Data provided:
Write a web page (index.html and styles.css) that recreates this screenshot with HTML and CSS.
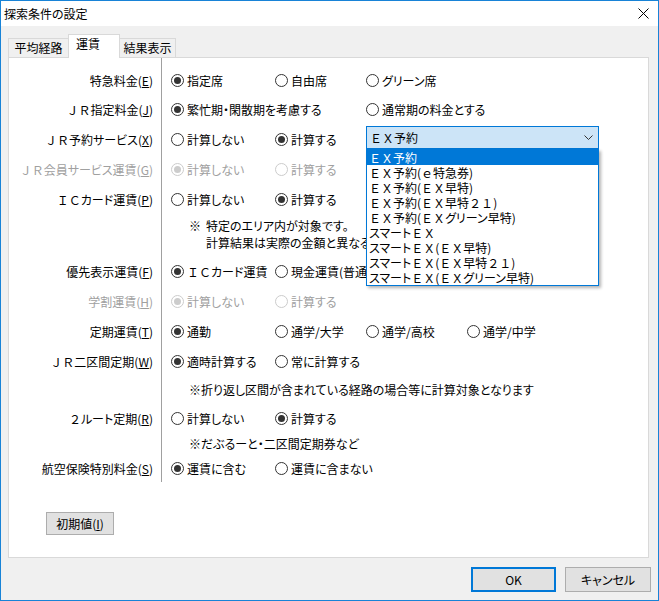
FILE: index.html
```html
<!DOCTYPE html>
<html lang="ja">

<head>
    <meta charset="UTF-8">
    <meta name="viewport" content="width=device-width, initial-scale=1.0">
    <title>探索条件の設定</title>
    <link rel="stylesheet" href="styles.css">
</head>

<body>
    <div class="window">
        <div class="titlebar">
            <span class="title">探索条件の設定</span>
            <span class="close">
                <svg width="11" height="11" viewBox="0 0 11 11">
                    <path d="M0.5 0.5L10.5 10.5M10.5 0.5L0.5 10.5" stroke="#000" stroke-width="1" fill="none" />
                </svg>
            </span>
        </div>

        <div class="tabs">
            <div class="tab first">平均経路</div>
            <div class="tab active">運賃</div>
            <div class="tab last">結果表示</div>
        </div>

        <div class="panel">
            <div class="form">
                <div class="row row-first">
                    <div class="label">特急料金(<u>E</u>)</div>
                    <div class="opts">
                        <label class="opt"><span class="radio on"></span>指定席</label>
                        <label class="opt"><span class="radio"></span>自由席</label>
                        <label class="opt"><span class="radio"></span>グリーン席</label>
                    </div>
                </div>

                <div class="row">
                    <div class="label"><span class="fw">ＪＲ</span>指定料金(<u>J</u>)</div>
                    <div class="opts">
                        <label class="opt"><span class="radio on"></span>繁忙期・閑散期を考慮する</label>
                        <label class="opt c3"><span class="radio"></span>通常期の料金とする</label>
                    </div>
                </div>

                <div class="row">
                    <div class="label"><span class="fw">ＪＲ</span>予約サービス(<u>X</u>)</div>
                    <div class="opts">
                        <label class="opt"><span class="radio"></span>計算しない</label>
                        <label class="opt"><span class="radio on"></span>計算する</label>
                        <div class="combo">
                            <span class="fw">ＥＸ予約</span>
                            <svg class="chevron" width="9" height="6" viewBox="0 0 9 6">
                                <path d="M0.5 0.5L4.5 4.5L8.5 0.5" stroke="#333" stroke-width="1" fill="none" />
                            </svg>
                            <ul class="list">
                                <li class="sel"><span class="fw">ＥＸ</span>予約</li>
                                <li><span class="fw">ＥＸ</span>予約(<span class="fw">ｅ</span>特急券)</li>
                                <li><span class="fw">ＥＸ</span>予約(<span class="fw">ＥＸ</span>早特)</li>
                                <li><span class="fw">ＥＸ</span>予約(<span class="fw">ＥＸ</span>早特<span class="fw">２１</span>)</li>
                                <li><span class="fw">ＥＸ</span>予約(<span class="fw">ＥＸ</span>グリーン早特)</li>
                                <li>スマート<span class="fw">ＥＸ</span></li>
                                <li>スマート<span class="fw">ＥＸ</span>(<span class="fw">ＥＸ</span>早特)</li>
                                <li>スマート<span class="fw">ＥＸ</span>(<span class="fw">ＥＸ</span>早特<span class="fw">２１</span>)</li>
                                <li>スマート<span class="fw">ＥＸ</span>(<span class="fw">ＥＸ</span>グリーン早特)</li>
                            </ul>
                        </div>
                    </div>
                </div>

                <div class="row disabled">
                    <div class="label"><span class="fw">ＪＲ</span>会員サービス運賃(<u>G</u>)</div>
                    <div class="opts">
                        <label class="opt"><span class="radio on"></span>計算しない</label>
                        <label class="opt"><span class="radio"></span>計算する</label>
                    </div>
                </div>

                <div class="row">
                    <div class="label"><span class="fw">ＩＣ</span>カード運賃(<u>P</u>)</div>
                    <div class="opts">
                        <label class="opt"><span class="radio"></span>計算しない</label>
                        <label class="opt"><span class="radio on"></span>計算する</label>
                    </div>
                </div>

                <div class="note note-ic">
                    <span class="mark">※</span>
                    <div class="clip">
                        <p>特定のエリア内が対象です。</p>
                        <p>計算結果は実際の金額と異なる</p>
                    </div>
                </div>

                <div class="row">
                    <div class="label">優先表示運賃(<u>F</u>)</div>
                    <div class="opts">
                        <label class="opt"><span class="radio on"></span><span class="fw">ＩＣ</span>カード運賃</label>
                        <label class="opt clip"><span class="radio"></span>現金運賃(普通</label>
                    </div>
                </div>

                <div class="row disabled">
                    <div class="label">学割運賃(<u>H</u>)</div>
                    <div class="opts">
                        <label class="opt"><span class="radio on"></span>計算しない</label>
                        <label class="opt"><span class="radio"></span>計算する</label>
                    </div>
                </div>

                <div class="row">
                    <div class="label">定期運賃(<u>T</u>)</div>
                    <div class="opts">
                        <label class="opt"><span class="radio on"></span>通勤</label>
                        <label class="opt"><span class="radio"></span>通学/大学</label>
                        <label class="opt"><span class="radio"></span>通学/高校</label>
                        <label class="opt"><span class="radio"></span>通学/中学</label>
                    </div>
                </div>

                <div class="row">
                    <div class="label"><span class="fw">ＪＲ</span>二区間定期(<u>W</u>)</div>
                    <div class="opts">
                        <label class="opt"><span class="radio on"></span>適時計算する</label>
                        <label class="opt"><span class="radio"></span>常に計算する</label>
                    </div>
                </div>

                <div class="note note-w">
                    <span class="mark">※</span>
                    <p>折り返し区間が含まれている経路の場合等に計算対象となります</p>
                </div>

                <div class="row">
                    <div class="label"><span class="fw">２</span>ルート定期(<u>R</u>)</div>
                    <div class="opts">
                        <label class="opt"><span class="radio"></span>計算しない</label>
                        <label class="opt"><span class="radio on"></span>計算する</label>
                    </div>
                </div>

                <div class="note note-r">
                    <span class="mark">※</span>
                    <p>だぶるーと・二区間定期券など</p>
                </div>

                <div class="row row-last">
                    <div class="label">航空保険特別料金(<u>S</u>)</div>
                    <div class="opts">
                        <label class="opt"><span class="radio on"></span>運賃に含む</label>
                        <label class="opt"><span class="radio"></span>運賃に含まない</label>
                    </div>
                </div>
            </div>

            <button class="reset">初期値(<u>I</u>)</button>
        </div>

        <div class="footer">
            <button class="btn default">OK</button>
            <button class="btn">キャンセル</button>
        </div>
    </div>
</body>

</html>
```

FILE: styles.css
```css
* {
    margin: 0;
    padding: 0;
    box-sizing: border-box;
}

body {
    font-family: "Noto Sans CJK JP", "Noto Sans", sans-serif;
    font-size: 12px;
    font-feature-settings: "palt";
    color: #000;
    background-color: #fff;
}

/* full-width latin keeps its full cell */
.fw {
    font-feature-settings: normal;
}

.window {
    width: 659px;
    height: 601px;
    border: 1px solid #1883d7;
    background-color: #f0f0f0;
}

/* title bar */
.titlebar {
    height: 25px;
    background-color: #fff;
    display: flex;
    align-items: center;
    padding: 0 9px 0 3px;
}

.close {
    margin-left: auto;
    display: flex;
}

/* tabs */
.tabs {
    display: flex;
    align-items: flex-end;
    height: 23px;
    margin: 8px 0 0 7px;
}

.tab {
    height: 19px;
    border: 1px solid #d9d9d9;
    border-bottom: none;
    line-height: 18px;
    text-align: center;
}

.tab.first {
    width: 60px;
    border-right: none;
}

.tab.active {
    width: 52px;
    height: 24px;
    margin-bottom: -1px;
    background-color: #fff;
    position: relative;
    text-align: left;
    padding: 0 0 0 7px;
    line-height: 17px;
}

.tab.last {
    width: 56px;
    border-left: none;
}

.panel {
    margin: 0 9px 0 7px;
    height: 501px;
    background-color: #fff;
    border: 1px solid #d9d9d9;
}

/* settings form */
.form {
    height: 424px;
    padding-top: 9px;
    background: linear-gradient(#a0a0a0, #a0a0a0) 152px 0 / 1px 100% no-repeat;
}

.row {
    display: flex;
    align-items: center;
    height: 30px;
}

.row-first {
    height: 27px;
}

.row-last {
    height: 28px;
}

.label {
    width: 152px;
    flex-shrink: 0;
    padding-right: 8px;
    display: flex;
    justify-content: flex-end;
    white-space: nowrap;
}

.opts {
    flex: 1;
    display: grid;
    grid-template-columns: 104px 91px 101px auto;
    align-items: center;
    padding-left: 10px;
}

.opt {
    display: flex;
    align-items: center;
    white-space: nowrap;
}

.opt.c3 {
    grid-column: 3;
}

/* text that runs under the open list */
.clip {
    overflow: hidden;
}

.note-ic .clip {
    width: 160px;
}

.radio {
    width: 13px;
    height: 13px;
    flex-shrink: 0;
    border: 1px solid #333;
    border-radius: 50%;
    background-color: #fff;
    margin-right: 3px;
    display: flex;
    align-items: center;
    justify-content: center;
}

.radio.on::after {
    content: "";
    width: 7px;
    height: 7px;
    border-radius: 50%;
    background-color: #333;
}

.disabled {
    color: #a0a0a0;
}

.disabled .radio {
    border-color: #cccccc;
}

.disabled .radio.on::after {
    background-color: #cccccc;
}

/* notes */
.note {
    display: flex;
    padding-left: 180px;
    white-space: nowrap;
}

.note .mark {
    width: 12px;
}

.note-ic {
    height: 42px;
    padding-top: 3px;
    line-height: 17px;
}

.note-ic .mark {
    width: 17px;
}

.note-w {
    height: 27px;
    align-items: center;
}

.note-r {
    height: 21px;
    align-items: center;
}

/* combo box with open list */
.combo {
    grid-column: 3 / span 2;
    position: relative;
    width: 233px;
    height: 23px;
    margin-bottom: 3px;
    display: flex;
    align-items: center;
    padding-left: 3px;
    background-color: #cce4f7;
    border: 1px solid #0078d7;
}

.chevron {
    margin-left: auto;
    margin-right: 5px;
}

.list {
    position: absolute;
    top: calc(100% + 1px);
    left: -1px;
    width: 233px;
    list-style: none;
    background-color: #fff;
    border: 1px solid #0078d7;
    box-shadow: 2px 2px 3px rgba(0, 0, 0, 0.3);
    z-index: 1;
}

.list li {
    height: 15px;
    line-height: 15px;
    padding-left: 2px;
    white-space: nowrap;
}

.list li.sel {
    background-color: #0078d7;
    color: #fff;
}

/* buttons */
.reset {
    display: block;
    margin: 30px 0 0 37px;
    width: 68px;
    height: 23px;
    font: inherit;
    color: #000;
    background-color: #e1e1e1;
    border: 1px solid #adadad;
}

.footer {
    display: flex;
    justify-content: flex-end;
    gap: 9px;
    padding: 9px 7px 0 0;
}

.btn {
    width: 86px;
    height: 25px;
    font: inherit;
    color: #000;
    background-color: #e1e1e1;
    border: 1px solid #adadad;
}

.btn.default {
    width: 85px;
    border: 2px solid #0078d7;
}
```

What the exercise asks: Pick every line with "styles" in it and copy it.

Output below:
Write a web page (index.html and styles.css) that recreates this screenshot with HTML and CSS.
    <link rel="stylesheet" href="styles.css">
FILE: styles.css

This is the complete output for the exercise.